Oh, God, I’m too late.

You’re not too late!

But by the time I start helping, don’t you think it’ll be too late?

Not at all. Help!

[groans]

[grunts]

You should go. I don’t think you’ll want to see what happens next.

I command you not to kill Brian.

Dear, dear, Stewie, don’t you see it? You only animated me to life when Brian said he wouldn’t be Sonny. You turn to me only when Brian’s mean to you. I’m always second to him.

Well, that’s not true.

Isn’t it? Do you know my name’s not even Rupert? It’s Jerry.

Ugh, I’ve been hanging out with a Jerry?

But once Brian’s gone, I’ll finally be first. You’re one and only best friend.

[yells]

[grunts]

[growls]

[screams]

[both grunting]

Say you’ll leave Brian alone, and I’ll let you go.

[choking] I can’t do that.

In that case, you leave me no choice.

[gurgling]

[singing, crying] ♪ If I could turn back time ♪

♪ If I could find a way ♪

♪ I’d take back those words that have hurt you ♪

♪ And you’d stay ♪

[grunts]

What’s… what’s happening?

Oh, hey, man.
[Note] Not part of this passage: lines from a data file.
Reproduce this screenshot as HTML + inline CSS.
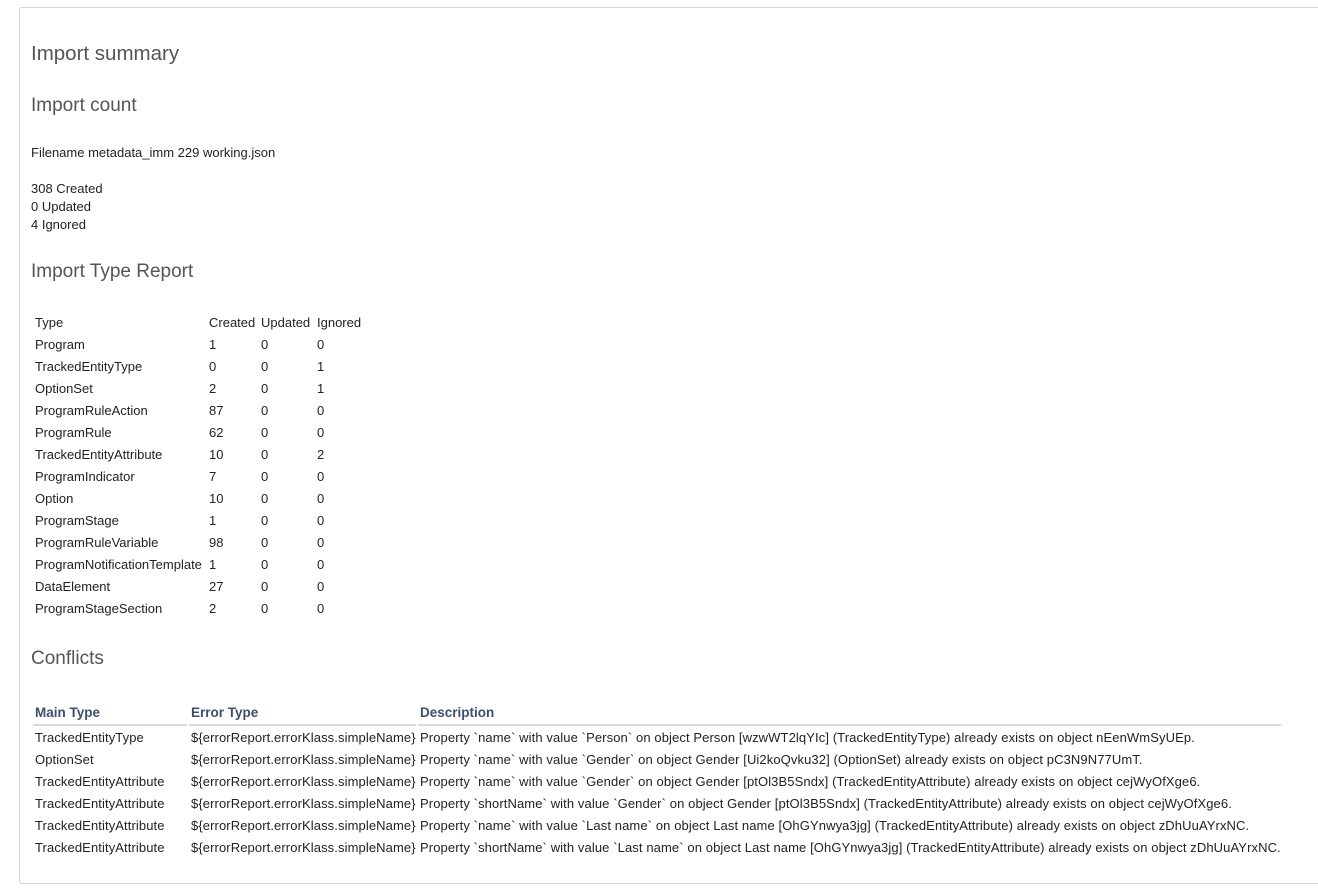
<!DOCTYPE html>
<html><head><meta charset="utf-8"><style>
body{margin:0;width:1318px;height:889px;background:#fff;font-family:"Liberation Sans",Arial,sans-serif;color:#222;font-size:13px;position:relative;overflow:hidden}
.panel{position:absolute;left:19px;top:7px;width:1320px;height:875px;border:1px solid #d4d4d4;border-radius:3px}
.a{position:absolute;white-space:nowrap}
h1,h2{margin:0;font-weight:normal;color:#555;position:absolute;left:31px;white-space:nowrap}
h1{font-size:20.5px}
h2{font-size:19px}
table{position:absolute;border-collapse:separate;border-spacing:2px 0;font-size:13px}
td{padding:0 0 0 2px;height:22px;white-space:nowrap}
.t1{left:31px;top:311px}
.t2{left:31px;top:700px}
.t2 td{letter-spacing:0.1px}
.t2 th{text-align:left;color:#3d4f70;font-weight:bold;font-size:13.5px;padding:0 0 0 2px;height:24px;border-bottom:2px solid #d5d9e2}
</style></head><body>
<div class="panel"></div>
<h1 style="top:42px">Import summary</h1>
<h2 style="top:95px">Import count</h2>
<div class="a" style="left:31px;top:145px">Filename metadata_imm 229 working.json</div>
<div class="a" style="left:31px;top:180px;line-height:18px">308 Created<br>0 Updated<br>4 Ignored</div>
<h2 style="top:261px">Import Type Report</h2>
<table class="t1">
<tr><td style="width:170px">Type</td><td style="width:48px">Created</td><td style="width:52px">Updated</td><td>Ignored</td></tr>
<tr><td>Program</td><td>1</td><td>0</td><td>0</td></tr>
<tr><td>TrackedEntityType</td><td>0</td><td>0</td><td>1</td></tr>
<tr><td>OptionSet</td><td>2</td><td>0</td><td>1</td></tr>
<tr><td>ProgramRuleAction</td><td>87</td><td>0</td><td>0</td></tr>
<tr><td>ProgramRule</td><td>62</td><td>0</td><td>0</td></tr>
<tr><td>TrackedEntityAttribute</td><td>10</td><td>0</td><td>2</td></tr>
<tr><td>ProgramIndicator</td><td>7</td><td>0</td><td>0</td></tr>
<tr><td>Option</td><td>10</td><td>0</td><td>0</td></tr>
<tr><td>ProgramStage</td><td>1</td><td>0</td><td>0</td></tr>
<tr><td>ProgramRuleVariable</td><td>98</td><td>0</td><td>0</td></tr>
<tr><td>ProgramNotificationTemplate</td><td>1</td><td>0</td><td>0</td></tr>
<tr><td>DataElement</td><td>27</td><td>0</td><td>0</td></tr>
<tr><td>ProgramStageSection</td><td>2</td><td>0</td><td>0</td></tr>
</table>
<h2 style="top:648px">Conflicts</h2>
<table class="t2" style="width:1252px">
<tr><th style="width:152px">Main Type</th><th style="width:225px">Error Type</th><th>Description</th></tr>
<tr><td>TrackedEntityType</td><td>${errorReport.errorKlass.simpleName}</td><td>Property `name` with value `Person` on object Person [wzwWT2lqYIc] (TrackedEntityType) already exists on object nEenWmSyUEp.</td></tr>
<tr><td>OptionSet</td><td>${errorReport.errorKlass.simpleName}</td><td>Property `name` with value `Gender` on object Gender [Ui2koQvku32] (OptionSet) already exists on object pC3N9N77UmT.</td></tr>
<tr><td>TrackedEntityAttribute</td><td>${errorReport.errorKlass.simpleName}</td><td>Property `name` with value `Gender` on object Gender [ptOl3B5Sndx] (TrackedEntityAttribute) already exists on object cejWyOfXge6.</td></tr>
<tr><td>TrackedEntityAttribute</td><td>${errorReport.errorKlass.simpleName}</td><td>Property `shortName` with value `Gender` on object Gender [ptOl3B5Sndx] (TrackedEntityAttribute) already exists on object cejWyOfXge6.</td></tr>
<tr><td>TrackedEntityAttribute</td><td>${errorReport.errorKlass.simpleName}</td><td>Property `name` with value `Last name` on object Last name [OhGYnwya3jg] (TrackedEntityAttribute) already exists on object zDhUuAYrxNC.</td></tr>
<tr><td>TrackedEntityAttribute</td><td>${errorReport.errorKlass.simpleName}</td><td>Property `shortName` with value `Last name` on object Last name [OhGYnwya3jg] (TrackedEntityAttribute) already exists on object zDhUuAYrxNC.</td></tr>
</table>
</body></html>
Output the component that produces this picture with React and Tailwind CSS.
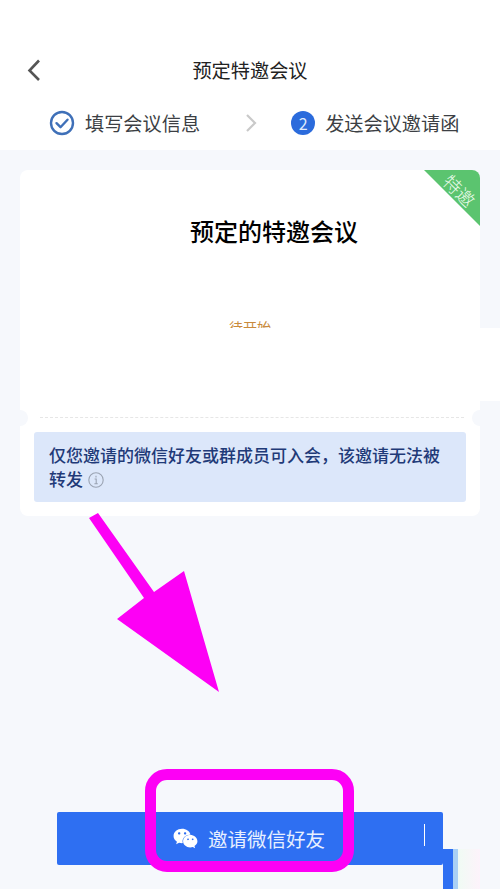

How much did you hear?

You brought your bear to life and told him to kill me?

Damn, I was hoping you missed that.

Also, you chose me and saved my life.

[sighs] You’re my best friend, Bri. I’m really sorry I put you through this.

Eh, I was pretty selfish, too. I should have made time to take my best friend trickortreating.

I’m your best friend?

You’re pretty much my only friend.

What about Sanfo and the Dime Boys?

Honestly, I think Sanfo’s just using me for my sick yard.

Happy Halloween, Bri, you total loon.

Happy Halloween, Stewie.

Man, that yard is going to be the place to be this summer.

[Stewie] Maybe this is the summer I get back into croquet. We do have the space.

[Brian] Yeah, lot of potench.

[Stewie groans] Ugh.

Oh, I know what you want. Here you go, sweetie. Your fluffy little friend is all dry and good as new.

[sniffs]

Well, you lost a little stank, but that should come back in time. Oh, my God, Rupert, you would not believe what happened. I animated you to life, and then you decided to kill… Yes, to life! Me! I did it, and then you decided to kill Brian, because No, we do not wish he was dead. Not anymore, at least. And then…

[chuckles] What on earth do they talk about?